The unemployment rate stayed at 3.7% for a third straight month, near the lowest level in five decades. And more Americans entered the workforce in August, a positive development that increased the proportion of adults who are either working or seeking work to its highest level since February.

Still, the impact of the trade war, which has yet to be fully felt by consumers and retailers, could soon inflict damage. The Trump administration has just imposed 15% tariffs on about one-fifth of Chinese imports and plans to impose another such round of import taxes on Dec. 15.

All those tariffs will fall on consumer goods ranging from clothes and toys to electronics and sporting goods, likely raising prices for shoppers and shrinking retailers’ narrow profit margins.

Trump’s previous import taxes had fallen mainly on parts and components used by manufacturers. The additional costs imposed by those tariffs and the threats of additional ones have caused businesses to cut back their spending.

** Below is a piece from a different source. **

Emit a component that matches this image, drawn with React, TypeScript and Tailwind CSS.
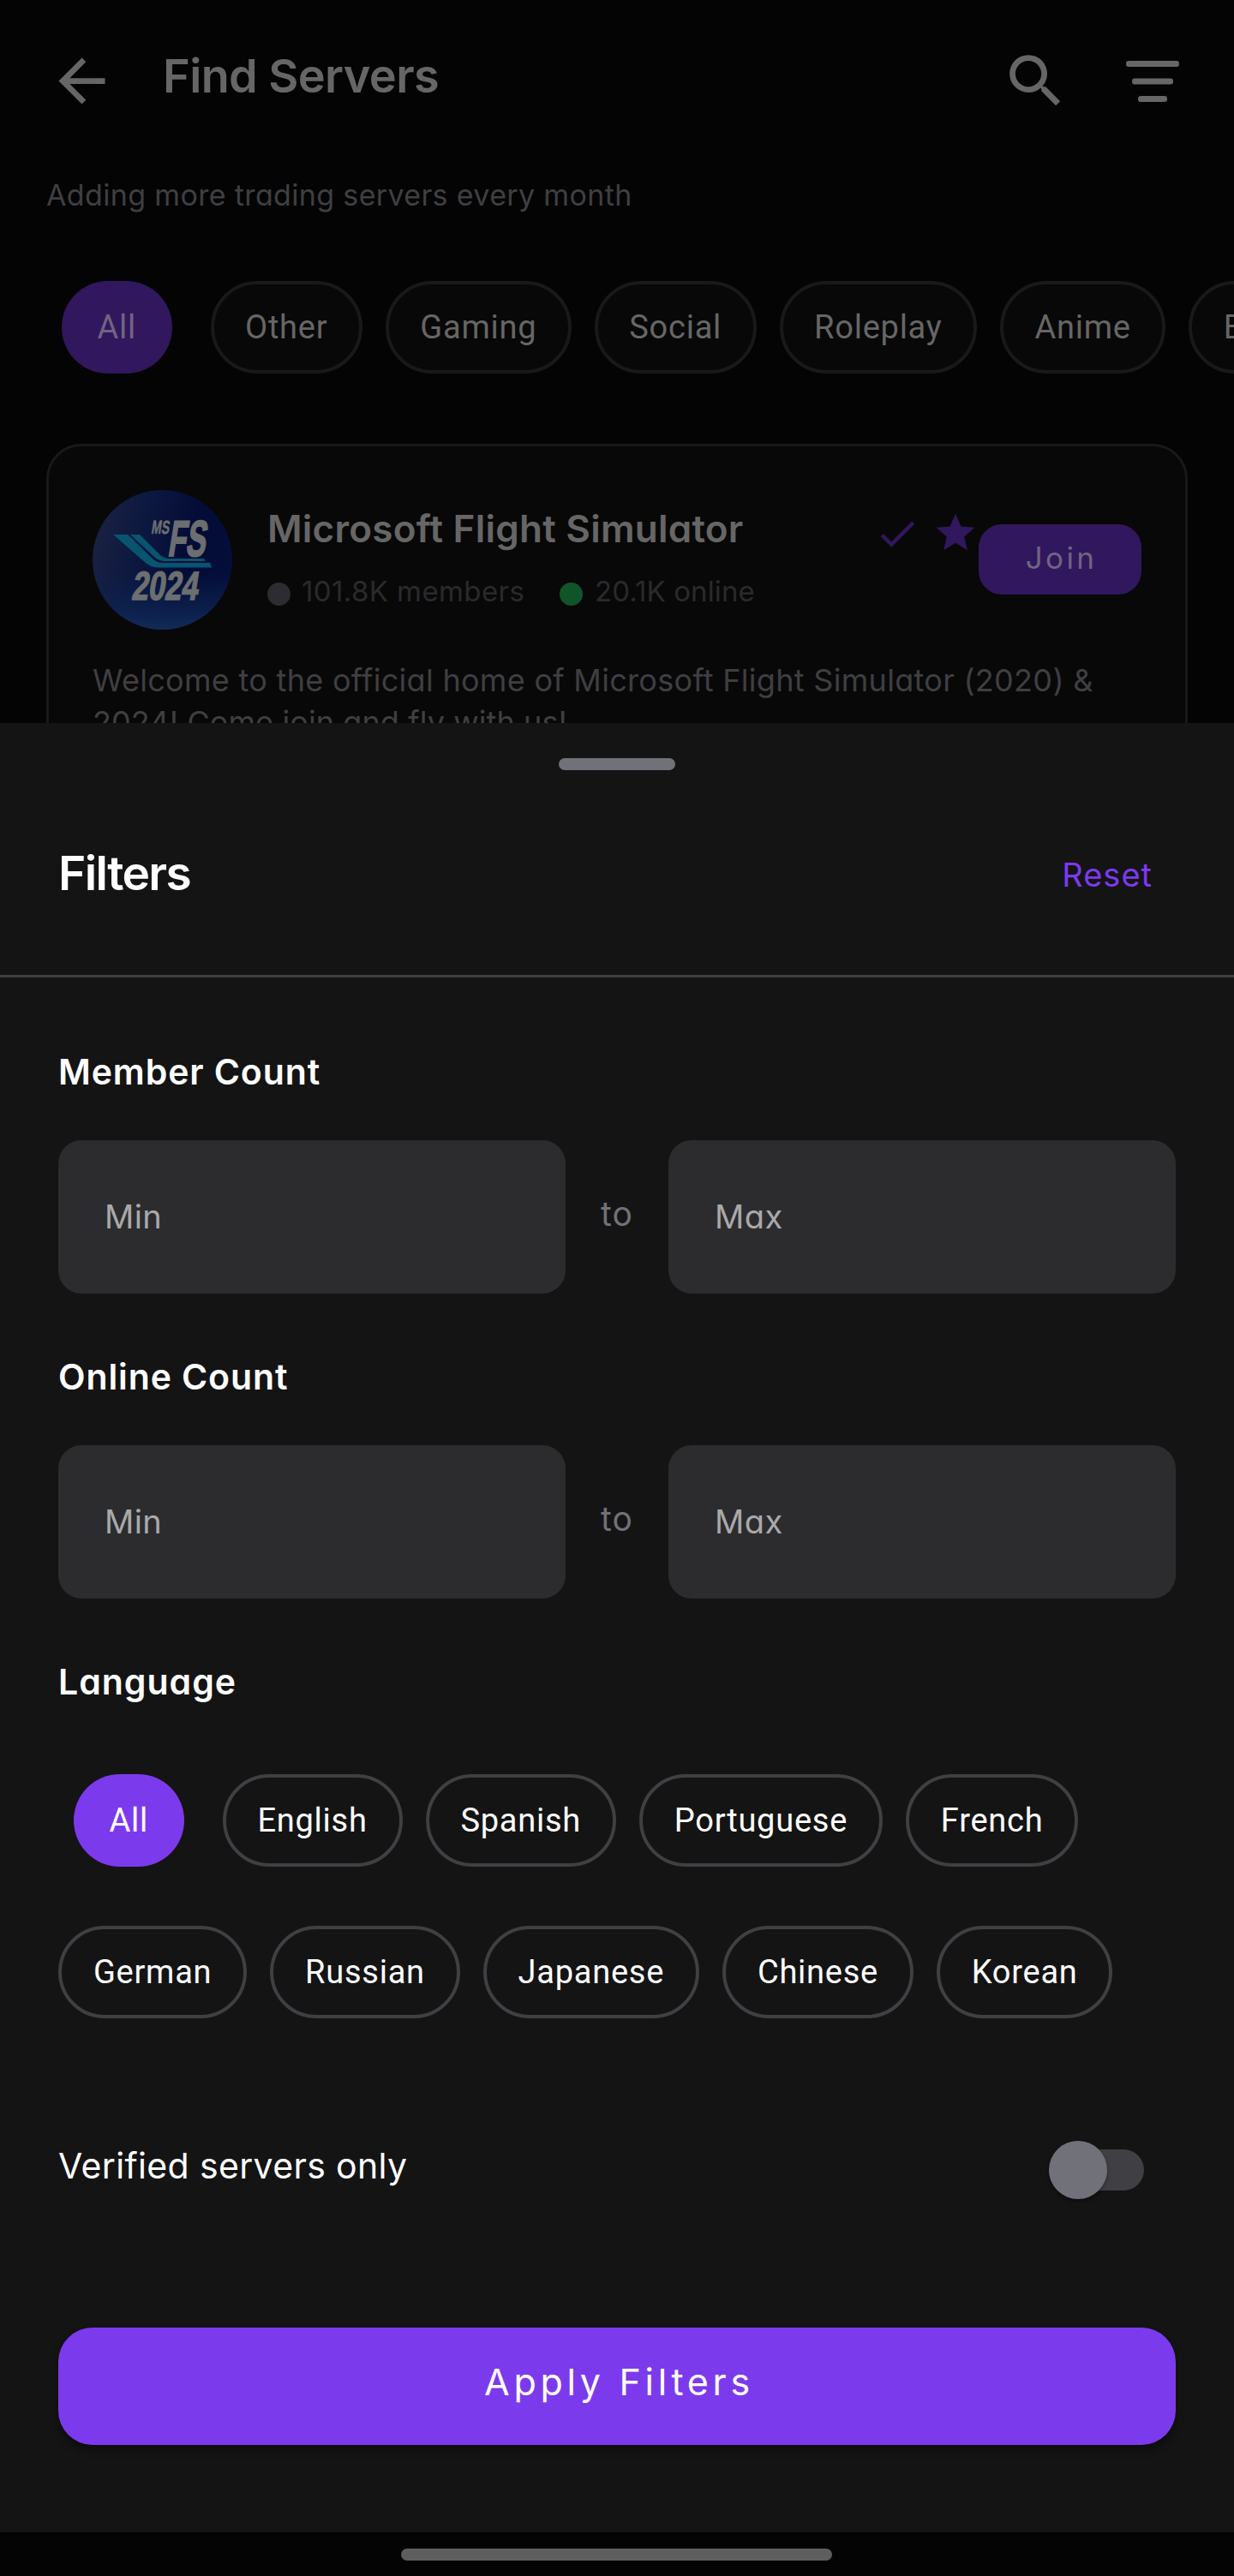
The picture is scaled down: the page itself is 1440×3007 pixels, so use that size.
import React, { useState } from 'react';
import { MdArrowBack, MdCheck, MdSearch, MdStar } from 'react-icons/md';

const categories = ['All', 'Other', 'Gaming', 'Social', 'Roleplay', 'Anime', 'Education'];

const languageRows = [
  ['All', 'English', 'Spanish', 'Portuguese', 'French'],
  ['German', 'Russian', 'Japanese', 'Chinese', 'Korean'],
];

const chipBase =
  "h-[108px] shrink-0 rounded-full flex items-center justify-center font-['Roboto',sans-serif] text-[38px] leading-none tracking-[0.75px] whitespace-nowrap";

interface ChipProps {
  label: string;
  active: boolean;
  dimmed?: boolean;
  onClick?: () => void;
}

const Chip: React.FC<ChipProps> = ({ label, active, dimmed, onClick }) => {
  let colors = 'px-[36.9px] border-4 border-[#3f3f44] text-white';
  if (active) colors = 'mx-[18px] px-[41.5px] bg-[#7c3aed] text-white';
  if (dimmed) colors = 'px-[36.5px] border-4 border-[#19191b] bg-[#080808] text-[#666666]';
  if (dimmed && active) colors = 'mx-[18px] px-[41.5px] bg-[#31175e] text-[#706480]';

  return (
    <button onClick={onClick} className={`${chipBase} ${colors}`}>
      {label}
    </button>
  );
};

const SortIcon = () => (
  <svg width="62" height="48" viewBox="0 0 62 48" fill="#666666">
    <rect x="0" y="0" width="62" height="7" rx="3" />
    <rect x="7" y="20.5" width="48" height="7" rx="3" />
    <rect x="14" y="41" width="34" height="7" rx="3" />
  </svg>
);

const ServerAvatar = () => (
  <svg width="163" height="163" viewBox="0 0 163 163" className="shrink-0">
    <defs>
      <linearGradient id="sky" x1="0" y1="0.2" x2="1" y2="0.45">
        <stop offset="0" stopColor="#1b2340" />
        <stop offset="0.35" stopColor="#0d1840" />
        <stop offset="0.7" stopColor="#030c36" />
        <stop offset="1" stopColor="#040e3a" />
      </linearGradient>
      <linearGradient id="horizon" x1="0" y1="0" x2="0" y2="1">
        <stop offset="0.6" stopColor="#0e2250" stopOpacity="0" />
        <stop offset="0.85" stopColor="#0e2250" stopOpacity="0.8" />
        <stop offset="1" stopColor="#112c56" />
      </linearGradient>
    </defs>
    <circle cx="81.5" cy="81.5" r="81.5" fill="url(#sky)" />
    <circle cx="81.5" cy="81.5" r="81.5" fill="url(#horizon)" />
    <path d="M24 52H41L70 80Q75 85 82 85H137L139 90.500H78Q68 90.500 62 85Z" fill="#07556f" />
    <path d="M44 52H55L79 76Q84 80 90 80H130L132 83H85Q77 83 72 78Z" fill="#07556f" />
    <g fill="#6c6e70" stroke="#6c6e70" fontFamily="Liberation Sans, Arial, sans-serif" fontWeight="700">
      <text transform="translate(68 51) skewX(-9)" fontSize="22" strokeWidth="0.5" textLength="21" lengthAdjust="spacingAndGlyphs">MS</text>
      <text transform="translate(87 77) skewX(-9)" fontSize="59" strokeWidth="2" textLength="44" lengthAdjust="spacingAndGlyphs">FS</text>
      <text transform="translate(45 127.500) skewX(-9)" fontSize="47" strokeWidth="1.5" textLength="77" lengthAdjust="spacingAndGlyphs">2024</text>
    </g>
  </svg>
);

const RangeField: React.FC<{ label: string }> = ({ label }) => (
  <div className="mb-[77px]">
    <h3 className="text-[41px] leading-[40px] font-semibold tracking-[0.9px] text-white">{label}</h3>
    <div className="mt-[60px] flex items-center justify-between">
      <input
        placeholder="Min"
        className="h-[179px] w-[592px] rounded-[27px] bg-[#2c2c2e] px-[54px] pb-[2px] text-[38px] tracking-[0.4px] text-white placeholder:text-[#a9a9ab] outline-none"
      />
      <span className="mb-[9px] text-[39px] leading-none tracking-[1px] text-[#717178]">to</span>
      <input
        placeholder="Max"
        className="h-[179px] w-[592px] rounded-[27px] bg-[#2c2c2e] px-[54px] pb-[2px] text-[38px] tracking-[0.4px] text-white placeholder:text-[#a9a9ab] outline-none"
      />
    </div>
  </div>
);

const ServerList = () => (
  <div className="h-[844px] overflow-hidden bg-[#040404]">
    <header className="flex h-[211px] items-start pt-[54px] pl-[55px]">
      <MdArrowBack className="size-[81px] text-[#666666]" />
      <h1 className="mt-[8px] ml-[54px] flex-1 text-[54px] leading-none font-semibold tracking-[-0.6px] text-[#666666]">Find Servers</h1>
      <MdSearch className="size-[81px] text-[#666666]" />
      <div className="mt-[17px] mr-[64px] ml-[65px]">
        <SortIcon />
      </div>
    </header>

    <p className="ml-[54px] text-[34px] leading-[34px] tracking-[0.35px] text-[#3f3f42]">Adding more trading servers every month</p>

    <div className="mt-[83px] ml-[54px] flex gap-[27px]">
      {categories.map((category) => (
        <Chip key={category} label={category} active={category === 'All'} dimmed />
      ))}
    </div>

    <div className="mx-[54px] mt-[82px] h-[600px] rounded-[41px] border-[3px] border-[#19191a] bg-[#080808] px-[51px] pt-[51px]">
      <div className="flex items-start">
        <ServerAvatar />
        <div className="mt-[23px] ml-[41px] flex-1">
          <h2 className="text-[44px] leading-[44px] font-semibold tracking-[0.25px] whitespace-nowrap text-[#666666]">Microsoft Flight Simulator</h2>
          <div className="mt-[35px] flex items-start text-[33px] leading-[33px] tracking-[0.4px] whitespace-nowrap text-[#2a2a2d]">
            <span className="mt-[6px] size-[27px] rounded-full bg-[#2c2c31]" />
            <span className="ml-[13px] w-[301px]">101.8K members</span>
            <span className="mt-[6px] size-[27px] rounded-full bg-[#10552a]" />
            <span className="ml-[14px] tracking-[0.1px]">20.1K online</span>
          </div>
        </div>
        <MdCheck className="mt-[24px] size-[54px] text-[#31175e]" />
        <MdStar className="mt-[23px] ml-[14px] size-[54px] text-[#31175e]" />
        <button className="mt-[40px] h-[82px] w-[190px] rounded-[27px] bg-[#31175e] pb-[3px] pl-[3px] text-[35px] leading-none tracking-[3.4px] text-[#706480]">Join</button>
      </div>
      <p className="mt-[35px] text-[36px] leading-[49px] tracking-[0.3px] whitespace-nowrap text-[#3f3f42]">
        Welcome to the official home of Microsoft Flight Simulator (2020) &<br />
        <span className="tracking-[0.1px]">2024! Come join and fly with us!</span>
      </p>
    </div>
  </div>
);

const App: React.FC = () => {
  const [language, setLanguage] = useState('All');
  const [verifiedOnly, setVerifiedOnly] = useState(false);

  return (
    <div className="h-[3007px] w-[1440px] overflow-hidden bg-[#040404] font-['Inter',sans-serif] [font-feature-settings:'cv11']">
      <ServerList />

      {/* Bottom sheet */}
      <section className="h-[2112px] bg-[#141414] pt-[41px]">
        <div className="mx-auto h-[14px] w-[136px] rounded-full bg-[#71717a]" />
        <div className="flex h-[242px] items-start justify-between border-b-[3px] border-[#3f3f43] pt-[93px] pr-[95px] pl-[68px]">
          <h2 className="text-[55px] leading-none font-semibold tracking-[-1.6px] text-white">Filters</h2>
          <button onClick={() => setLanguage('All')} className="mt-[11px] text-[38px] leading-[37px] tracking-[1px] text-[#7c3aed]">Reset</button>
        </div>

        <div className="px-[68px] pt-[90px]">
          <RangeField label="Member Count" />
          <RangeField label="Online Count" />

          <h3 className="text-[41px] leading-[40px] font-semibold tracking-[1px] text-white">Language</h3>
          <div className="mt-[88px] flex flex-col gap-[69px]">
            {languageRows.map((row, index) => (
              <div key={index} className="flex gap-[27px]">
                {row.map((item) => (
                  <Chip key={item} label={item} active={item === language} onClick={() => setLanguage(item)} />
                ))}
              </div>
            ))}
          </div>

          <div className="mt-[143px] flex h-[68px] items-start justify-between">
            <span className="mt-[9px] text-[41px] leading-[41px] tracking-[0.35px] text-white">Verified servers only</span>
            <button
              role="switch"
              aria-checked={verifiedOnly}
              onClick={() => setVerifiedOnly(!verifiedOnly)}
              className="mt-[10px] mr-[37px] flex h-[48px] w-[101px] items-center rounded-full bg-[#3f3f44]"
            >
              <span className="-ml-[10px] size-[68px] shrink-0 rounded-full bg-[#71717a] shadow-[0_3px_4px_rgba(0,0,0,0.3)]" />
            </button>
          </div>

          <button className="mt-[150px] h-[137px] w-full rounded-[40px] bg-[#7c3aed] pb-[10px] pl-[5px] text-[43px] leading-none tracking-[4.7px] text-white shadow-[0_6px_10px_rgba(0,0,0,0.4)]">
            Apply Filters
          </button>
        </div>
      </section>

      <div className="mt-[19px] ml-[468px] h-[14px] w-[503px] rounded-full bg-[#5e5e5e]" />
    </div>
  );
};

export default App;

In addition, retaliatory tariffs from China have cut into U.S. exports.

All that has left consumers as the most important driver of U.S. economic growth. And for now, Americans are still spending. Consumer spending rose in the April-June quarter by the most in five years and also increased at a healthy clip in July. Average hourly pay rose 11 cents in August to $28.11, up 3.2% from a year earlier, easily ahead of inflation.

“With slower, but still-solid job gains and good wage growth, households will continue to spend,” Gus Faucher, chief economist at PNC, said. “The U.S. economy should avoid recession.”

Over the past six months, employers have added an average of 150,000 jobs, down from an average of 223,000 last year. Even so, job gains at that pace are enough to lower the unemployment rate over time.

Last month’s job gains were boosted by the temporary addition of 25,000 government workers for the 2020 Census. Excluding all government hiring, the economy added just 96,000 jobs in August, the fewest since May.

One reason hiring is slipping is that with the unemployment rate so low, companies are having a harder time finding qualified workers. The solid wage gain in August suggests that more businesses are deciding that they need to offer higher pay to attract and keep employees.

“That’s a sign we’re in pretty good shape here,” said Drew Matus, an economist at Metlife Investment Management.

Speaking at an event in Switzerland, Powell said he thought the U.S. consumer is in good shape and that the job market was “strong.”

Trade fights are causing “some uncertainty,” Powell added. The Fed is monitoring economic data, he said, and will “act as appropriate to sustain the expansion.”